Le 23 mars 2018, les directions d'Alstom et de Siemens ont réitéré leur protocole d'accord signé le 27 septembre 2017. Le rapprochement entre les deux sociétés et ses modalités sont désormais pleinement actés. Sa mise en oeuvre reste néanmoins soumise à trois conditions cumulatives : d'abord, il faut l'approbation de l'accord par les organes délibérants des deux sociétés, et notamment l'assemblée générale des actionnaires d'Alstom, qui devrait se réunir en juillet 2018. L'assemblée donnera probablement son accord à l'opération, les actionnaires - et notamment l'actionnaire de référence Bouygues - ayant un intérêt financier évident à sa réalisation, compte tenu des primes et dividendes annoncés - Martin Bouygues nous avait assuré ne rien gagner dans l'affaire, mais il ne faut pas oublier les 500 millions d'euros qui résulte de ces distributions - tandis que l'État a marqué son approbation du projet.

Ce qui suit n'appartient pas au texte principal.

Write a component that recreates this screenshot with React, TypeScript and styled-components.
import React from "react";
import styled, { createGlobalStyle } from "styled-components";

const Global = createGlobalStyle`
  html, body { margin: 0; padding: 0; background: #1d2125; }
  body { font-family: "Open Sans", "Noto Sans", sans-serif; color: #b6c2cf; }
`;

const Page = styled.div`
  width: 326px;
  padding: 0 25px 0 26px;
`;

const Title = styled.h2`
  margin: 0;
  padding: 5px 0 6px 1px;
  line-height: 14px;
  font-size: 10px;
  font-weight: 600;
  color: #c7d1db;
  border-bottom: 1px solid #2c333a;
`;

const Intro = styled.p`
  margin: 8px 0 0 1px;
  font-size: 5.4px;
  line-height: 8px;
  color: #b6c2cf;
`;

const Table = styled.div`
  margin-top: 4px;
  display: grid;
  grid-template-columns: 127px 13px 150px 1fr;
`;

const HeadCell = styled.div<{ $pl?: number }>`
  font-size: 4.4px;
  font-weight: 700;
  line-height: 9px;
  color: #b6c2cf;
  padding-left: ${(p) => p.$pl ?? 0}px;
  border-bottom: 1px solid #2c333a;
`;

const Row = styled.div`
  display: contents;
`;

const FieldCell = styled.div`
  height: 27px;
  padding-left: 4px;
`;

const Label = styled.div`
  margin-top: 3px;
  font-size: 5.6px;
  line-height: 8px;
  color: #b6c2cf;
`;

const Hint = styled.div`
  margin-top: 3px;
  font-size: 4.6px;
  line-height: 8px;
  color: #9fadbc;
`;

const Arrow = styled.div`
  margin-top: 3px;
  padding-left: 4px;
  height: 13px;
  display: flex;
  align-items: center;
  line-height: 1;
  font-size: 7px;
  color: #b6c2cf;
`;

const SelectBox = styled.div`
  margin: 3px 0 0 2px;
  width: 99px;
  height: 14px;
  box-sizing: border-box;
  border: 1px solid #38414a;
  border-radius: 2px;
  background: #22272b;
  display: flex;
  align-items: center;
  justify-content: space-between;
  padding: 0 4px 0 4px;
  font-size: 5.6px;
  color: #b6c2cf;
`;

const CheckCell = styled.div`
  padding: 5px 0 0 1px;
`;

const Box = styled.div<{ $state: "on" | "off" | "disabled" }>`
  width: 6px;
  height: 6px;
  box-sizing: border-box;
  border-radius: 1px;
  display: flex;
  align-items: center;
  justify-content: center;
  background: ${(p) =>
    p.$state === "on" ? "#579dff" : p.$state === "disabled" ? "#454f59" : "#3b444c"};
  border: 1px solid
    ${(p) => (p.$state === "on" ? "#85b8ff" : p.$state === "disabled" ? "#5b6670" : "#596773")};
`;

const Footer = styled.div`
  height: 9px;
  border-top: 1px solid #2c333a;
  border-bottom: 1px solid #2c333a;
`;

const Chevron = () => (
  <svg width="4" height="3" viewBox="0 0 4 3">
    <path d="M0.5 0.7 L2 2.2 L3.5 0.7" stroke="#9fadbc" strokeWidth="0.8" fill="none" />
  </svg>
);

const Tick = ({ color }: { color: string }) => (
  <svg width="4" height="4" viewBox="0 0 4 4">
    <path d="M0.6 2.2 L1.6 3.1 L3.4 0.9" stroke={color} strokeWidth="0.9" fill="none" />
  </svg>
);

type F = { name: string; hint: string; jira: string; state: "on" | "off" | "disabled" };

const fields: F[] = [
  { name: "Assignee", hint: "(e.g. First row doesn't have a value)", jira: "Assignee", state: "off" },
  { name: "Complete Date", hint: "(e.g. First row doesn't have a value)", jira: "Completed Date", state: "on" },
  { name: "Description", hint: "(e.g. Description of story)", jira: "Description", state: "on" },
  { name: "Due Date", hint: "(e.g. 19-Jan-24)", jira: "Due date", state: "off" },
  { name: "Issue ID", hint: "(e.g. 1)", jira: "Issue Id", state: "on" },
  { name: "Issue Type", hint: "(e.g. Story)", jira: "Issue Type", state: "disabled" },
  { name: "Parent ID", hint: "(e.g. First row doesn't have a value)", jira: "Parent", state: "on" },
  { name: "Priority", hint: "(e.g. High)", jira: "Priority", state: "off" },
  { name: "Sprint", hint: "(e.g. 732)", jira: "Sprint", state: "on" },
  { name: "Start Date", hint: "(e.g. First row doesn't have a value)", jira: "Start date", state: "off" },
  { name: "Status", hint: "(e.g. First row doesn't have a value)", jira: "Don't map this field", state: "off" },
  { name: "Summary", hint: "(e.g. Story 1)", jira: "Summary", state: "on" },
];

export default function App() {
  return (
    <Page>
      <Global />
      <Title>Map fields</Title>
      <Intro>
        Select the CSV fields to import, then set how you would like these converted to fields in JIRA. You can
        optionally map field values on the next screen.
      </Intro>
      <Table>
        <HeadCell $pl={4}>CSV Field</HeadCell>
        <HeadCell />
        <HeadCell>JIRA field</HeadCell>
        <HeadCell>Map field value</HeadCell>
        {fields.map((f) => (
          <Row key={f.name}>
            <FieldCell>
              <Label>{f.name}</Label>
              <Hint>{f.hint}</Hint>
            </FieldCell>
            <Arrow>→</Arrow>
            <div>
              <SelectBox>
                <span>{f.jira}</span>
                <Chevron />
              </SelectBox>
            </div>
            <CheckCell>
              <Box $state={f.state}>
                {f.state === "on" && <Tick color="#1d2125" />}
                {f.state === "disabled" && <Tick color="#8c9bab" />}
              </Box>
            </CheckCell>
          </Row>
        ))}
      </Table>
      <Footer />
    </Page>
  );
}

Ensuite, il faut obtenir l'autorisation de l'État au titre du contrôle des investissements étrangers. Là encore, compte tenu des garanties prises par les deux sociétés dans le cadre du rapprochement, que l'État considère comme suffisantes, il est très vraisemblable que l'autorisation sera accordée - les services de l'État nous ont assurés être prêts. Enfin, la Commission européenne doit autoriser le rapprochement dans le cadre du contrôle des concentrations. L'opération ne devrait vraisemblablement pas être jugée contraire au droit européen, notamment si le marché de référence est mondial. En revanche, il ne peut être exclu que la Commission demande aux deux acteurs des compensations, si le marché de référence est européen, afin que la concurrence sur les marchés concernés soit préservée. C'est donc probablement une décision d'autorisation qui sera délivrée par l'autorité européenne, sous réserve de mesures compensatoires.

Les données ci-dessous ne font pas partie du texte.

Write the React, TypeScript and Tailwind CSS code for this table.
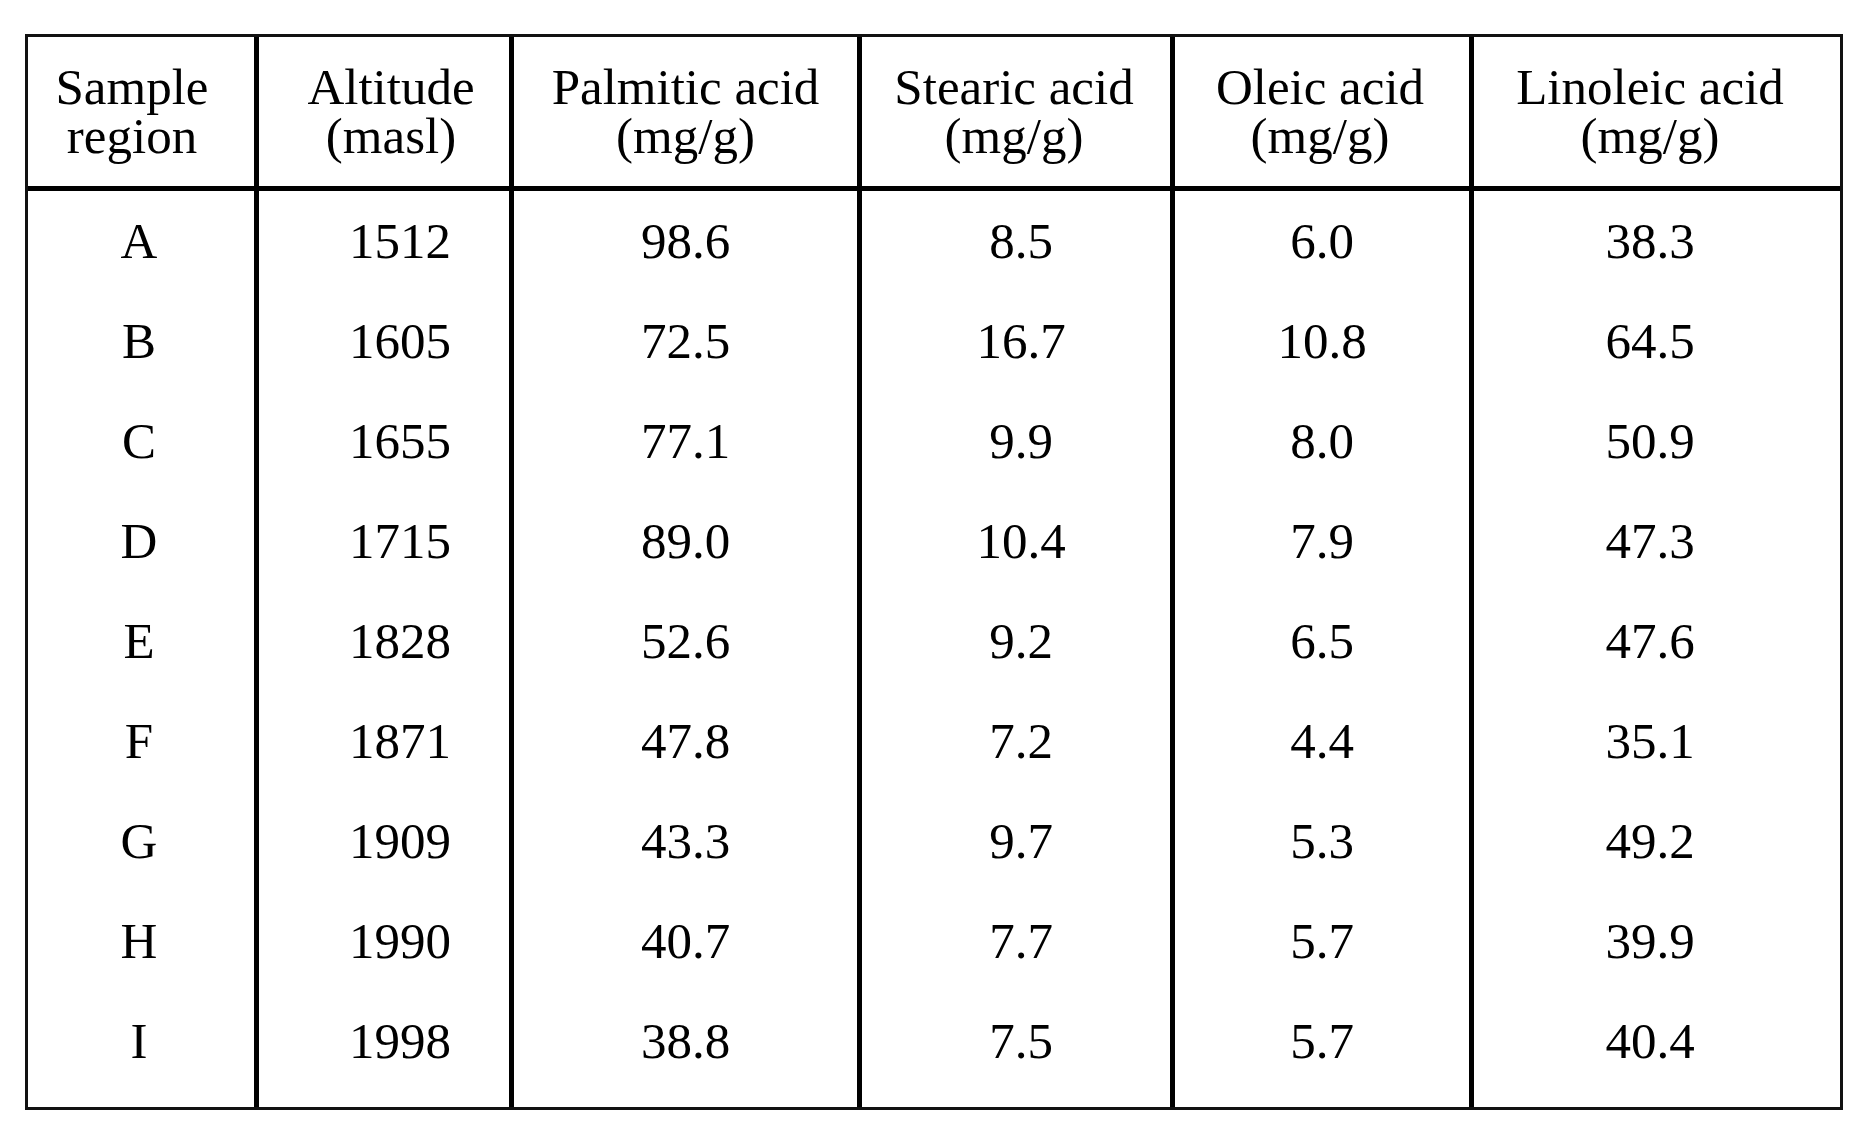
const headers = [
  ["Sample", "region"],
  ["Altitude", "(masl)"],
  ["Palmitic acid", "(mg/g)"],
  ["Stearic acid", "(mg/g)"],
  ["Oleic acid", "(mg/g)"],
  ["Linoleic acid", "(mg/g)"],
];

const rows = [
  ["A", "1512", "98.6", "8.5", "6.0", "38.3"],
  ["B", "1605", "72.5", "16.7", "10.8", "64.5"],
  ["C", "1655", "77.1", "9.9", "8.0", "50.9"],
  ["D", "1715", "89.0", "10.4", "7.9", "47.3"],
  ["E", "1828", "52.6", "9.2", "6.5", "47.6"],
  ["F", "1871", "47.8", "7.2", "4.4", "35.1"],
  ["G", "1909", "43.3", "9.7", "5.3", "49.2"],
  ["H", "1990", "40.7", "7.7", "5.7", "39.9"],
  ["I", "1998", "38.8", "7.5", "5.7", "40.4"],
];

// column widths include the 5px left divider for every column but the first
const cols = ["w-[226px]", "w-[255px]", "w-[348px]", "w-[313px]", "w-[299px]", "w-[371px]"];
const headPad = ["pr-[18px]", "pl-[14px]", "", "pr-[4px]", "pr-[4px]", "pr-[14px]"];
const bodyPad = ["pr-[4px]", "pl-[32px]", "", "pl-[10px]", "", "pr-[14px]"];

export default function App() {
  return (
    <div className="min-h-[1134px] w-[1872px] bg-white pl-[25px] pt-[34px] font-['Liberation_Serif','Times_New_Roman',serif] text-[51px] text-black">
      <div className="flex w-[1818px] flex-col border-[3px] border-[#111]">
        <div className="flex h-[154px] border-b-[5px] border-black">
          {headers.map((h, i) => (
            <div
              key={i}
              className={`${cols[i]} ${headPad[i]} ${i > 0 ? "border-l-[5px] border-black" : ""} flex flex-col items-center justify-center text-center leading-[49px]`}
            >
              <span>{h[0]}</span>
              <span>{h[1]}</span>
            </div>
          ))}
        </div>
        <div className="flex">
          {cols.map((w, i) => (
            <div
              key={i}
              className={`${w} ${bodyPad[i]} ${i > 0 ? "border-l-[5px] border-black" : ""} flex flex-col items-center pb-[16px]`}
            >
              {rows.map((r) => (
                <div key={r[0]} className="h-[100px] leading-[100px]">
                  {r[i]}
                </div>
              ))}
            </div>
          ))}
        </div>
      </div>
    </div>
  );
}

Dans ces conditions, on ne peut que prendre acte du rapprochement annoncé. Pour autant, il est encore possible de mieux en accompagner les conséquences. C'est ce qui nous conduit à formuler plusieurs préconisations.

La première, c'est d'utiliser la commande publique pour maintenir l'activité des sites français. Compte tenu des achats publics massifs attendus en France dans les années à venir en matière d'équipements, de services et d'infrastructures ferroviaires, les pouvoirs publics doivent utiliser la commande publique comme un levier pour favoriser la localisation en France de la production des équipements ferroviaires, des centres de recherche et d'ingénierie. Il faut exploiter tous les leviers permis par le droit de la commande publique pour faire en sorte que ces investissements publics puissent sauvegarder et créer de l'emploi en France.

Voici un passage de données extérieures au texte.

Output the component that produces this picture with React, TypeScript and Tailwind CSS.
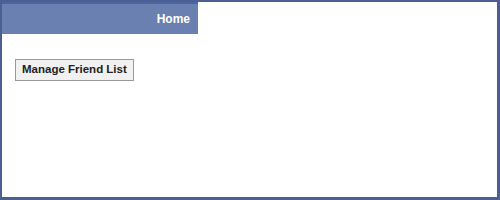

L'État, qui contrôle de grandes entreprises publiques clientes d'Alstom, doit peser sur les décisions d'achat de ces dernières afin d'offrir des débouchés à la production réalisée en France. On peut donc se réjouir de l'annonce faite par l'État de commander à Alstom 100 « TGV du futur ». J'étais hier à La Rochelle avec Daniel Laurent, Damien Gay, Corinne Imbert. C'est bien de faire des déclarations, mais les salariés sont comme saint Thomas, ils attendent la réalité de la commande. Chaque semaine qui passe sans commande ferme leur porte préjudice avec un nombre impressionnant de jours chômés...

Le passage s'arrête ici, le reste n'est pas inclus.